Saturday, July 18, 2009

Don't Bring Me Down

Today it was my turn to rouse the neighborhood with loud noises on a Saturday morning. I have a Box Elder tree in my front yard (or "Box Alder" as my tree service people spell it) that leans at an unfortunate angle toward the house.

Before I moved in, we got a quote to take the tree out completely and the guy came back with a bid of about $2000. Needless to say, I decided to live with it for a while. Four years later, the tree has grown by leaps and bounds and the branches were hanging over my roof, allowing birds to get into the wood stove despite the cap on the chimney, and over the power lines, so we decided that it was time to do some trimming. I still want to keep the tree for the shade and privacy that it provides, but I wanted to get rid of the half that leaned toward the house and clean the rest of it up a little.

I hired a tree service to do this for me (the price was way less than the original quote to take the whole thing out) and they were supposed to do this in June, but it stormed on the day that they wanted to do it and then I was out of town. So, today was the day. Although there were some clouds in the sky and a few drops of rain, they were able to go through with the removal and trimming.

Here is the tree from the north early this morning:

From the south:

See what I'm saying about the leaning? The other half of the tree also leans, but not toward the house.

At about 9:15 this morning, two trucks arrived and four guys began milling around my yard, planning their attack on the tree.

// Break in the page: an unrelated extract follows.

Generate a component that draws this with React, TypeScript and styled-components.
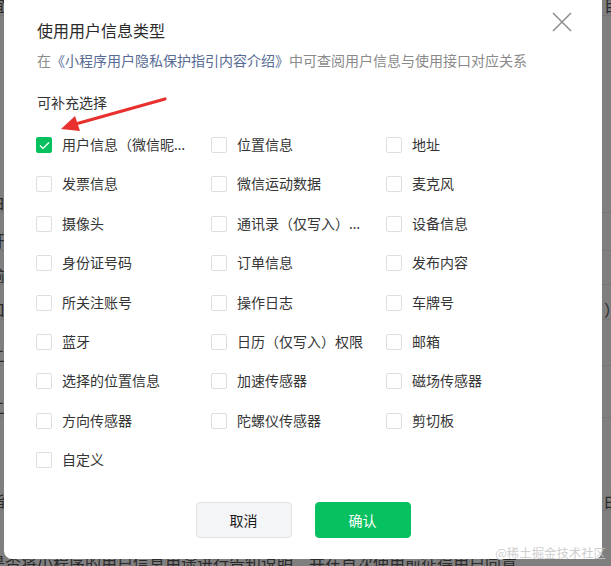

When I was younger, my parents hired a man named Terry to cut down and trim some trees. Terry and his crew were about the only tree service in town, so you didn't have much choice if you needed to get some work done on your trees. They would wander around the yard for a while, looking at the trees from all different angles, all of them with their arms folded across their chests. None of them spoke, they just shifted from leg to leg, staring at the trees. Eventually, they would nod in unspoken agreement about a plan of action and amble over to the trucks to get out their equipment. Generally, Terry would send some poor other guy up into the tree and the rest of them would stand around staring at him as he worked. Occasionally, they helped pull down or direct the fall of a branch, but mostly they just watched the other guy, arms folded, shifting from leg to leg. This must be something they teach in tree removal school, because the guys who came to my house today did almost the exact same thing. It looks a little something like this:

(Note: This is not my tree or my crew, obviously.)

I will say that the poor soul up in the tree was the owner of the tree service, so he gets more points than Terry for actually contributing to the operation in a meaningful way. The other guys did their fair share of standing around, but they pitched in to help when necessary.

Here's part of the tree outside of my kitchen window just after it fell:

Toward the center of this photo, you will see the chipper shooting pieces of my tree into one of the trucks:

Here they are, actually working:

You can see the pile of tree remnants in the back of the truck with the black cover on the back:

Once they cut everything down, the forklift made its entrance:

They had to use it to remove the large pieces of trunk from the side of the tree that they removed.

Loading the trunk onto the truck:

I think this part rolled off of the truck, so they had to try again:

About two and a half hours later, everything was cleaned up and my poor tree looks like it got a bad haircut. This tree grows like a weed, so it will fill out in no time.

What should I do with the stump? Draw a smiley face on it? Perhaps put some plants on there? I'll have to think of something...

This picture makes it look like the tree is still tangled in the power line, but it isn't:

The guys wanted to have a look at the waterfall, so I was cleaning up small branches and debris in the yard while I waited for them to finish and found these berries growing near one of the trees:

I think they might be raspberries because the stems stay on the plant when you pull the fruit off.

Look at the other surprise that we found in the yard at the edge of the creek, far from the house (thank God):

The guys were gone by 12:15, but they snagged some other business in the neighborhood while they were here. I think they made two stops at other houses to look at potential projects.
I'm glad that we got this done so that the tree has time to recover before we put the house on the market next year. It definitely looks better without all of the dead branches and the one trunk threatening to fall on the house.

1 comment:

Melissa said...

When I was little, I remember a few thunderstorms causing the falling of trees and my dad out there in the storm cutting it off the fence so the cattle wouldn't get least your project was less anxiety-ridden.